Volokh further explains that a ban on all “racist” speech would not only prohibit a vast amount of core political expression and debate, but would functionally serve to chill speech that university administrators simply disliked:
Some such advocacy may be motivated by racial or ethnic hostility, while some might not be; but all such advocacy that runs against university administrators’ political views would be deterred when “university administrators” “make crystal clear” that “racist … speech” — racist in the views of whatever disciplinary committee is making decisions — is “off-limits.”

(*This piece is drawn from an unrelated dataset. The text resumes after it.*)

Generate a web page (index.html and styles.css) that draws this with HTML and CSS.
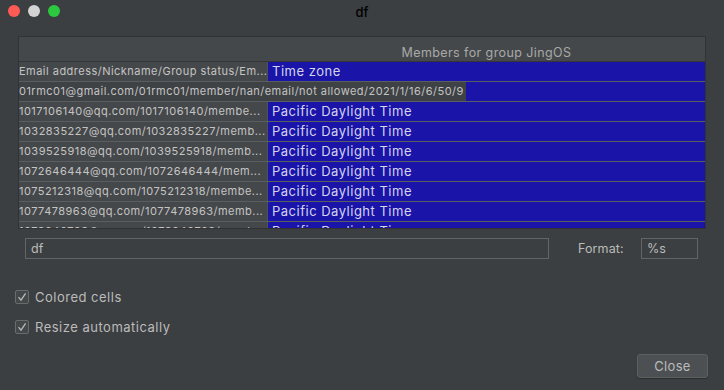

In addition to the fact that the Post’s proposal would be unconstitutional, illiberal, inherently subjective, and ripe for abuse, it’s worth noting two further points in opposition.
First, colleges and universities that accept federal funding are already bound by Title VI of the Civil Rights Act of 1964 to address discriminatory harassment on the basis of race, color, or national origin. In other words, colleges must already prohibit and address racist conduct that is so severe, pervasive, and objectively offensive that it prevents a reasonable student from obtaining his or her education. Importantly, this obligation does not mean colleges must restrict expressive rights. Indeed, Title VI and other federal anti-discrimination laws governing colleges and universities “do not require or prescribe speech, conduct or harassment codes that impair the exercise of rights protected under the First Amendment.” (For further discussion of the intersection between the First Amendment and federal anti-discrimination laws, see my colleague Azhar Majeed’s legal scholarship.)
Second, if the aim is to actually address racism — not just hide it — a broad ban on racist speech is likely to be both ineffective and counterproductive. As FIRE President and CEO Greg Lukianoff wrote a few years back, banning hate speech is “like taking Xanax for syphilis”: “You may briefly feel better about your horrible disease, but your sickness will only get worse.” As Greg explained,
Simply making bigoted speech illegal results in two distortions of reality. First, it can create an overly rosy picture of public sentiment, thus preventing real and festering social problems from being addressed. Or second, paradoxically, it may lead people to believe that they live in a far less tolerant society than they actually do. John L. Jackson, an anthropology professor at the University of Pennsylvania, teased out this idea in his 2008 book “Racial Paranoia: The Unintended Consequences of Political Correctness.” Jackson argues that if a minority group believes that only the threats of formal or informal punishments are preventing people from constantly shouting racial slurs at the top of their lungs, the minority may conclude that those other people are far more hateful and bigoted than they may, in fact, be. In this way, attempts to police hateful or hurtful speech may be making people more paranoid than they need to be about the feelings most people actually hold in their hearts.
The only lasting fix to the real problem of racism or anti-Semitism is cultural. A necessarily incomplete attempt to suppress bigotry may well have far worse unintended consequences, as legal regimes that try to ban hate speech drive social resentments underground, thus preventing the right allocation of resources to address social problems openly.
Censors are often motivated by good intentions, and the First Amendment’s protections are perhaps at their most vulnerable in the wake of speech or conduct that is gravely offensive to a majority of us. Accordingly, however, that’s when the defense of free expression is most vital — a point The Washington Post’s editorial board should understand. Its call for speech codes is unhelpful and should be reconsidered.